The Lynx were ahead of their time back in 2016 when captains Lindsay Whalen, Rebekkah Brunson, Maya Moore and Seimone Augustus stood up for the Black Lives Matter movement in the wake of the killing of Philando Castile. Since then both the WNBA and the NBA have come up to speed.

The NBA as a league, and the players unions for both the NBA and WNBA players are involved in calling for passage of the George Floyd Justice in Policing Act; Wednesday the WNBA's players union executives and the union's board of player representation will meet with New Jersey senator Cory Booker.

Reeve said perhaps her strongest memory of last season was the sense of commitment to social change within the WNBA bubble at the IMG Academy in Bradenton, Fla. The players dedicated the season to Breonna Taylor, publicly backing the Black Lives Matter movement. The players took a two-day pause during the season after the shooting of Jacob Blake in Kenosha, Wis. And WNBA players campaigned for Raphael Warnock, who was opposing Kelly Loeffler for a U.S. Senate seat in Georgia after Loeffler — also then a co-owner of the Atlanta Dream — spoke out against the BLM movement.

"Being in the bubble together as a league, we had a chance to just do so much more and amplify, in a very significant way, the need for criminal justice reform, the need for reform in our policing," Reeve said. "So we've had a chance to really educate ourselves in the ways that you can enact change. … We weren't going there just to play basketball. That was secondary. They were going there on a mission to, collectively, use our voices."

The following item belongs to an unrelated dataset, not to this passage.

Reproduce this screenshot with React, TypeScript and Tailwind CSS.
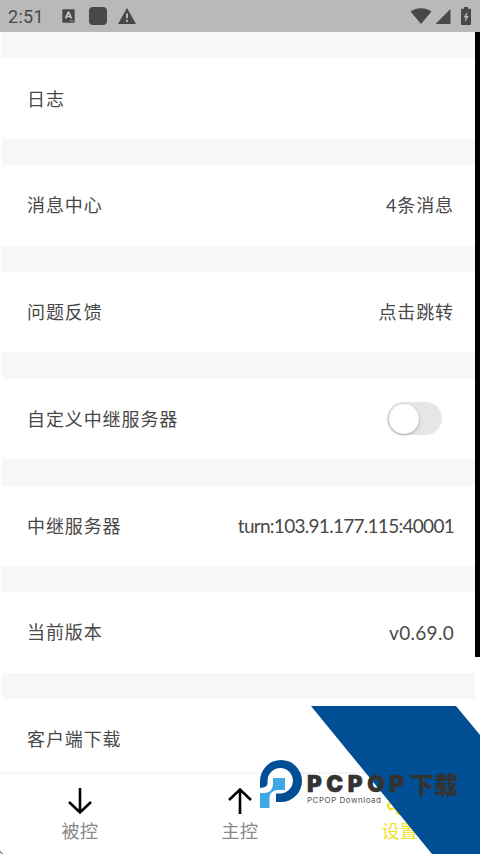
import React from 'react';
import clsx from 'clsx';

interface SettingRow {
  label: string;
  value?: string;
  valueClass?: string;
  toggle?: boolean;
}

const rows: SettingRow[] = [
  { label: '日志' },
  { label: '消息中心', value: '4条消息', valueClass: 'tracking-[0.9px]' },
  { label: '问题反馈', value: '点击跳转', valueClass: 'tracking-[0.9px]' },
  { label: '自定义中继服务器', toggle: true },
  { label: '中继服务器', value: 'turn:103.91.177.115:40001', valueClass: 'text-[19px] tracking-[-0.72px]' },
  { label: '当前版本', value: 'v0.69.0', valueClass: 'text-[19px] tracking-[0.3px]' },
];

const StatusBar: React.FC = () => (
  <header className="flex h-8 shrink-0 items-center justify-between bg-[#b9b9b9] pl-2 pr-[9px] text-[#484848]">
    <div className="flex items-center">
      <span className="w-[54px] pt-px font-['Roboto'] text-[18px] leading-8 tracking-[0.3px]">2:51</span>
      <svg className="mr-[14px]" width="13" height="14" viewBox="0 0 13 14">
        <rect x="0.3" y="0.3" width="12.4" height="13.4" rx="1" fill="currentColor" />
        <path d="M3.5 9.5 6.2 3.2h.6L9.5 9.5M4.6 7.5h3.8" fill="none" stroke="#c8c8c8" strokeWidth="1.6" />
        <path d="M7.5 11.8h4" stroke="#999" strokeWidth="1" />
      </svg>
      <span className="mr-[11px] h-[18px] w-[18px] rounded-[4px] bg-[#484848]" />
      <svg width="18" height="16" viewBox="0 0 18 16">
        <path d="M9 0 18 16H0Z" fill="currentColor" />
        <path d="M9 5.6v4.6M9 11.7v2" stroke="#c4c4c4" strokeWidth="1.8" />
      </svg>
    </div>
    <div className="flex items-center">
      <svg className="mr-[3px]" width="22" height="16" viewBox="0 0 22 16">
        <path d="M0.5 3.5C6.5-1 15.5-1 21.5 3.5L11 16Z" fill="currentColor" />
      </svg>
      <svg className="mr-[10px]" width="16" height="15" viewBox="0 0 16 15">
        <path d="M15.5 0V15H0.5Z" fill="currentColor" />
      </svg>
      <svg width="10" height="18" viewBox="0 0 10 18">
        <path d="M3 0h4v1.8h2.2q.8 0 .8.8V17.2q0 .8-.8.8H.8Q0 18 0 17.2V2.6Q0 1.8.8 1.8H3Z" fill="currentColor" />
        <path d="M6.5 4.5 2.5 10.5h2.2L3.7 15.5 7.8 9H5.6Z" fill="#b9b9b9" />
      </svg>
    </div>
  </header>
);

const Toggle: React.FC = () => (
  <button
    type="button"
    role="switch"
    aria-checked="false"
    className="mr-3 flex h-[33px] w-[55px] items-center rounded-full bg-[#e6e6e8] pl-[1.5px]"
  >
    <span className="h-[30px] w-[30px] rounded-full bg-white shadow-[0_1px_3px_rgba(0,0,0,0.3)]" />
  </button>
);

const Row: React.FC<SettingRow> = ({ label, value, valueClass, toggle }) => (
  <div className="flex h-[80.4px] shrink-0 items-center justify-between bg-white pl-[25px] pr-[21px]">
    <span className="pt-px tracking-[0.9px]">{label}</span>
    {value && <span className={clsx('pt-px', valueClass)}>{value}</span>}
    {toggle && <Toggle />}
  </div>
);

const Tab: React.FC<{ label: string; className: string; children: React.ReactNode }> = ({ label, className, children }) => (
  <div className={clsx('flex flex-1 flex-col items-center pt-[11px]', className)}>
    <div className="flex h-8 items-center">{children}</div>
    <span className="text-[18px] leading-7 tracking-[0.5px]">{label}</span>
  </div>
);

const Arrow: React.FC<{ up?: boolean }> = ({ up }) => (
  <svg className={clsx('text-black', up && 'rotate-180')} width="24" height="28" viewBox="0 0 24 28" fill="none" stroke="currentColor" strokeWidth="2.6">
    <path d="M12 1V26M1 15 12 25.5 23 15" />
  </svg>
);

const Brand: React.FC = () => (
  <div className="absolute bottom-0 left-[258px] h-[148px] w-[222px]">
    <svg className="absolute inset-0" width="222" height="148" viewBox="0 0 222 148">
      <path d="M53 0H198L222 29V148H174Z" fill="#004f94" />
    </svg>
    <div className="relative flex pt-[53px]">
      <svg className="ml-[1px] shrink-0" width="45" height="50" viewBox="0 0 45 50">
        <circle cx="22" cy="22" r="15" fill="#fff" />
        <path d="M1 29V22A21 21 0 1 1 22 43H17V34.5H21A12.7 12.7 0 1 0 8.5 22V25Q8 28.5 1 29Z" fill="#004f94" />
        <path d="M14 19H26V31H18.5Q11 32 10.5 38V49H1V34H6Q13 33.5 14 26Z" fill="#3fa9e5" />
      </svg>
      <div className="ml-[3px] pt-[13px] text-[#333]">
        <div className="flex h-[23px] items-center whitespace-nowrap leading-[22px]">
          <span className="w-[103px] font-['Inter'] text-[22.5px] font-black leading-[22px] tracking-[4.6px] [-webkit-text-stroke:0.6px_#333]">PCPOP</span>
          <span className="font-['Noto_Sans_CJK_SC',sans-serif] text-[24px] font-black leading-[22px]">下载</span>
        </div>
        <div className="font-['Inter'] text-[8px] leading-[10px] tracking-[0.5px] text-[#555]">PCPOP Download</div>
      </div>
    </div>
  </div>
);

const App: React.FC = () => (
  <div className="relative flex h-[854px] w-[480px] flex-col overflow-hidden bg-white font-['Lato','Noto_Sans_CJK_SC',sans-serif] text-[18px] text-[#484848]">
    <StatusBar />
    <div className="flex h-[740px] shrink-0">
      <main className="ml-0.5 flex w-[473px] flex-col gap-[26.4px] overflow-hidden bg-[#f7f7f7] pt-[26.4px]">
        {rows.map((row) => (
          <Row key={row.label} {...row} />
        ))}
        <Row label="客户端下载" />
      </main>
      <div className="h-[625px] w-[5px] bg-black" />
    </div>
    <nav className="flex h-[82px] border-t-2 border-[#f5f5f5] bg-white">
      <Tab label="被控" className="text-[#888]">
        <Arrow />
      </Tab>
      <Tab label="主控" className="text-[#888]">
        <Arrow up />
      </Tab>
      <Tab label="设置" className="text-[#eedf2b]">
        <svg width="28" height="28" viewBox="0 0 28 28" fill="none" stroke="currentColor" strokeWidth="2">
          <circle cx="14" cy="14" r="4" />
          <path d="m11.5 2-.8 4-3 1.6L4 6.5 1.5 11l3 2.8v2L1.5 18 4 22.5l3.8-1.2 3 1.7.7 4h5l.8-4 3-1.7 3.8 1.2 2.4-4.5-3-2.6v-2l3-2.4L24 6.5l-3.7 1.1-3-1.6-.8-4Z" />
        </svg>
      </Tab>
    </nav>
    <svg className="absolute bottom-0 left-0" width="4" height="4" viewBox="0 0 4 4">
      <path d="M0 0Q.5 3 4 4H2.5Q.5 3.5 0 2Z" fill="#333" />
    </svg>
    <Brand />
  </div>
);

export default App;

Working to pass the bill that bears Floyd's name is a start. The Wolves' Karl-Anthony Towns is a member of the National Basketball Social Justice Coalition advocating for the bill. In Minnesota, the Wolves and Lynx are working with the Minneapolis Foundation to promote social justice and safe communities.

"There is police reform, which is very real," Reeve said. "But then I think there is also impacting our communities. Bringing to light, for our communities, the systemic inequities."

The next step?

"The actual reform part of it," Reeve said. "Understanding legislation that's on the books, what needs changing, making sure elective officials are bringing about those changes. … Voting is one way, and now, after you vote, it's your ability to understand legislation that currently exists, and any change you want and how to go about getting that change."

Wolves, Floyd family meet

The Timberwolves say members of the organization and Josh Okogie met today via Zoom with members of George Floyd's family to commemorate the one-year anniversary of his death, honor George's life and discuss ways to enact change going forward.